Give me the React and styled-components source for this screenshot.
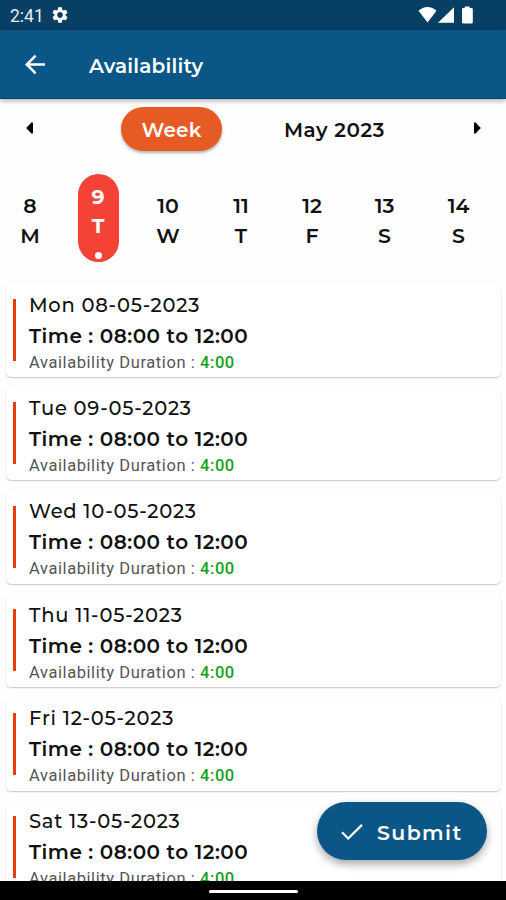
import React, { useState } from 'react';
import styled, { createGlobalStyle } from 'styled-components';

const DAYS = [
  { date: '8', day: 'M' },
  { date: '9', day: 'T' },
  { date: '10', day: 'W' },
  { date: '11', day: 'T' },
  { date: '12', day: 'F' },
  { date: '13', day: 'S' },
  { date: '14', day: 'S' },
];

const SLOTS = [
  { id: 1, date: 'Mon 08-05-2023' },
  { id: 2, date: 'Tue 09-05-2023' },
  { id: 3, date: 'Wed 10-05-2023' },
  { id: 4, date: 'Thu 11-05-2023' },
  { id: 5, date: 'Fri 12-05-2023' },
  { id: 6, date: 'Sat 13-05-2023' },
];

const App = () => {
  const [selected, setSelected] = useState('9');

  return (
    <>
      <GlobalStyle />
      <Screen>
        <StatusBar>
          <Clock>2:41</Clock>
          <SettingsIcon />
          <StatusIcons />
        </StatusBar>
        <Header>
          <BackButton aria-label="Back">
            <svg width="22" height="22" viewBox="0 0 22 22" fill="none">
              <path
                d="M21 10.5H2.8M11.6 1.7L2.8 10.5L11.6 19.3"
                stroke="#fff"
                strokeWidth="2.5"
              />
            </svg>
          </BackButton>
          <Title>Availability</Title>
        </Header>
        <Toolbar>
          <Arrow aria-label="Previous">
            <svg width="8" height="12" viewBox="0 0 8 12">
              <path d="M7 0.5V11.5H5.4L0.2 6L5.4 0.5Z" />
            </svg>
          </Arrow>
          <WeekButton>Week</WeekButton>
          <Month>May 2023</Month>
          <Arrow aria-label="Next">
            <svg width="8" height="12" viewBox="0 0 8 12">
              <path d="M1 0.5V11.5H2.6L7.8 6L2.6 0.5Z" />
            </svg>
          </Arrow>
        </Toolbar>
        <WeekRow>
          {DAYS.map(({ date, day }) => (
            <Day
              key={date}
              $active={selected === date}
              onClick={() => setSelected(date)}
            >
              <span>{date}</span>
              <span>{day}</span>
              {selected === date && <Dot />}
            </Day>
          ))}
        </WeekRow>
        <SlotList>
          {SLOTS.map(slot => (
            <Slot key={slot.id}>
              <SlotBar />
              <SlotDetail>
                <SlotDate>{slot.date}</SlotDate>
                <SlotTime>Time : 08:00 to 12:00</SlotTime>
                <Duration>
                  Availability Duration : <Hours>4:00</Hours>
                </Duration>
              </SlotDetail>
            </Slot>
          ))}
        </SlotList>
        <Submit>
          <svg width="22" height="17" viewBox="0 0 22 17" fill="none">
            <path d="M1 8.3L7.2 14.5L21 0.9" stroke="#fff" strokeWidth="2.3" />
          </svg>
          <span>Submit</span>
        </Submit>
        <NavBar>
          <Handle />
        </NavBar>
      </Screen>
    </>
  );
};

export default App;

const SettingsIcon = () => (
  <svg width="16" height="16" viewBox="2 2 20 20" fill="#fff">
    <path d="M19.14 12.94c.04-.3.06-.61.06-.94 0-.32-.02-.64-.07-.94l2.03-1.58c.18-.14.23-.41.12-.61l-1.92-3.32c-.12-.22-.37-.29-.59-.22l-2.39.96c-.5-.38-1.03-.7-1.62-.94l-.36-2.54c-.04-.24-.24-.41-.48-.41h-3.84c-.24 0-.43.17-.47.41l-.36 2.54c-.59.24-1.13.57-1.62.94l-2.39-.96c-.22-.08-.47 0-.59.22L2.74 8.87c-.12.21-.08.47.12.61l2.03 1.58c-.05.3-.09.63-.09.94s.02.64.07.94l-2.03 1.58c-.18.14-.23.41-.12.61l1.92 3.32c.12.22.37.29.59.22l2.39-.96c.5.38 1.03.7 1.62.94l.36 2.54c.05.24.24.41.48.41h3.84c.24 0 .44-.17.47-.41l.36-2.54c.59-.24 1.13-.56 1.62-.94l2.39.96c.22.08.47 0 .59-.22l1.92-3.32c.12-.22.07-.47-.12-.61l-2.01-1.58zM12 15.6c-1.98 0-3.6-1.62-3.6-3.6s1.62-3.6 3.6-3.6 3.6 1.62 3.6 3.6-1.62 3.6-3.6 3.6z" />
  </svg>
);

// wifi, signal and battery share one drawing
const StatusIcons = () => (
  <StatusSvg width="56" height="18" viewBox="0 0 56 18" fill="#fff">
    <path d="M0.5 4.8C5.5 -0.3 13.5 -0.3 18.5 4.8L9.5 16.4Z" />
    <path d="M20 16.8L36 1.2V16.8Z" />
    <path d="M46.8 0.6H51.6V2H53.6Q54.8 2 54.8 3.2V16.2Q54.8 17.4 53.6 17.4H45.2Q44 17.4 44 16.2V3.2Q44 2 45.2 2H46.8Z" />
  </StatusSvg>
);

const GlobalStyle = createGlobalStyle`
  * {
    box-sizing: border-box;
  }

  body {
    margin: 0;
    background: #fefefe;
  }

  button {
    padding: 0;
    border: 0;
    background: none;
    font: inherit;
    color: inherit;
    cursor: pointer;
  }
`;

const Screen = styled.div`
  position: relative;
  display: flex;
  flex-direction: column;
  width: 506px;
  height: 900px;
  overflow: hidden;
  background: #fefefe;
  color: #111;
  font-family: Montserrat, Inter, sans-serif;
`;

const StatusBar = styled.div`
  display: flex;
  flex: none;
  align-items: center;
  height: 30px;
  padding: 0 32px 0 10px;
  background: #083f64;
`;

const Clock = styled.span`
  width: 42px;
  padding-top: 2px;
  color: #e8eef4;
  font-family: Roboto, sans-serif;
  font-size: 17.5px;
`;

const StatusSvg = styled.svg`
  margin-left: auto;
`;

const Header = styled.header`
  z-index: 1;
  display: flex;
  flex: none;
  align-items: center;
  height: 69px;
  padding: 1px 0 0 24px;
  background: #0a5686;
  border-bottom: 1px solid #064378;
  box-shadow: 0 2px 5px rgba(0, 0, 0, 0.3);
  color: #fff;
`;

const BackButton = styled.button`
  width: 65px;
  height: 22px;
  text-align: left;

  svg {
    display: block;
  }
`;

const Title = styled.h1`
  margin: 3px 0 0;
  font-size: 20px;
  font-weight: 600;
  letter-spacing: 0.2px;
`;

const Toolbar = styled.div`
  display: grid;
  flex: none;
  grid-template-columns: 121px 101px 225px 59px;
  align-items: center;
  height: 60px;
`;

const Arrow = styled.button`
  svg {
    display: block;
    margin: -2px 0 0 26px;
  }
`;

const WeekButton = styled.button`
  height: 44px;
  padding-top: 1px;
  border-radius: 22px;
  background: #e55b23;
  box-shadow: 0 2px 3px rgba(0, 0, 0, 0.3);
  color: #fff;
  font-size: 20px;
  font-weight: 600;
  letter-spacing: 0.2px;
`;

const Month = styled.div`
  padding-top: 2px;
  text-align: center;
  font-size: 20px;
  font-weight: 600;
  letter-spacing: 0.6px;
`;

const WeekRow = styled.div`
  display: grid;
  flex: none;
  grid-template-columns: 60px 76px 64px 82px 60px 85px 63px;
  justify-items: center;
  align-items: center;
  height: 120px;
  padding-bottom: 2px;
`;

const Day = styled.button`
  display: flex;
  flex-direction: column;
  align-items: center;
  width: 41px;
  height: ${props => (props.$active ? '88px' : '60px')};
  padding-top: ${props => (props.$active ? '8px' : '0')};
  margin-top: ${props => (props.$active ? '0' : '5px')};
  border-radius: 21px;
  background: ${props => (props.$active ? '#f44336' : 'none')};
  color: ${props => (props.$active ? '#fff' : '#111')};
  font-size: 20.5px;
  font-weight: ${props => (props.$active ? 700 : 600)};
  line-height: ${props => (props.$active ? '29px' : '30px')};
`;

const Dot = styled.i`
  width: 7px;
  height: 7px;
  margin-top: 12px;
  border-radius: 50%;
  background: #fff;
`;

const SlotList = styled.div`
  flex: 1;
  min-height: 0;
  padding: 5px 5px 0 6px;
  overflow: hidden;
`;

const Slot = styled.div`
  display: flex;
  align-items: center;
  height: 93px;
  padding: 0 7px;
  margin-bottom: 10.4px;
  border-radius: 5px;
  background: #fff;
  box-shadow: 0 1px 1.5px rgba(0, 0, 0, 0.22);
`;

const SlotBar = styled.div`
  width: 3px;
  height: 62px;
  margin-bottom: 1px;
  background: #e63e02;
`;

const SlotDetail = styled.div`
  padding: 2px 0 0 13px;
  white-space: nowrap;
`;

const SlotDate = styled.div`
  font-size: 19.5px;
  font-weight: 500;
  line-height: 30px;
  letter-spacing: 0.75px;
`;

const SlotTime = styled.div`
  padding-top: 1px;
  font-size: 20px;
  font-weight: 650;
  line-height: 30px;
  letter-spacing: 0.5px;
`;

const Duration = styled.div`
  color: #555;
  font-family: Roboto, sans-serif;
  font-size: 16.5px;
  line-height: 23px;
  letter-spacing: 0.58px;
`;

const Hours = styled.span`
  color: #16a01a;
  font-weight: 500;
`;

const Submit = styled.button`
  position: absolute;
  right: 19px;
  bottom: 40px;
  display: flex;
  align-items: center;
  gap: 14px;
  width: 170px;
  height: 58px;
  padding: 2px 0 0 24px;
  border-radius: 29px;
  background: #0a5686;
  box-shadow: 0 4px 8px rgba(0, 0, 0, 0.35);
  color: #fff;
  font-size: 20.5px;
  font-weight: 650;
  letter-spacing: 1.4px;
`;

const NavBar = styled.div`
  display: flex;
  flex: none;
  align-items: center;
  justify-content: center;
  height: 19px;
  padding-top: 1px;
  background: #000;
`;

const Handle = styled.div`
  width: 89px;
  height: 3px;
  border-radius: 2px;
  background: #fff;
`;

———

Locate the lines above that hold the word "React". Show every one of them.

● **Solution to this exercise**:
Give me the React and styled-components source for this screenshot.
import React, { useState } from 'react';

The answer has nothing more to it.